The second event was Mr Harold Lever calling upon the Government to investigate the share-dealing background to the partial sale of the National Group management of Unit Trusts by Sir Denys Lowson to the Triumph Investment Trust at £8.67 per share, when six months earlier the shares were passing hands at 620. This is not the first time that the shares of unit trust management companies have been exchanged at fancy figures ana the public is wondering how much inflated prices can be justified and how such huge profits can be made out of mucking about with shares on behalf of savers.

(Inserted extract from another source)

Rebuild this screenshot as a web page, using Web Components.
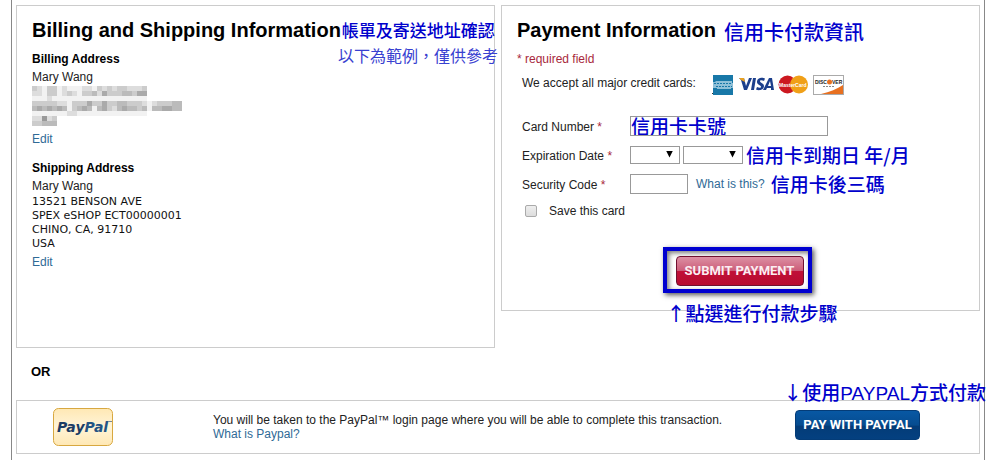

The answer to the public suspicion is not to try and nationalise the City. An alert Stock Exchange Council and a stricter Companies Act which requires the disclosure of much more information would meet the case. But the Government should put a limit on the size of banks and forbid financial conglomerates. The Bank of England which lately removed all restraints on the acquisition of merchant banks is not the right body to police the City.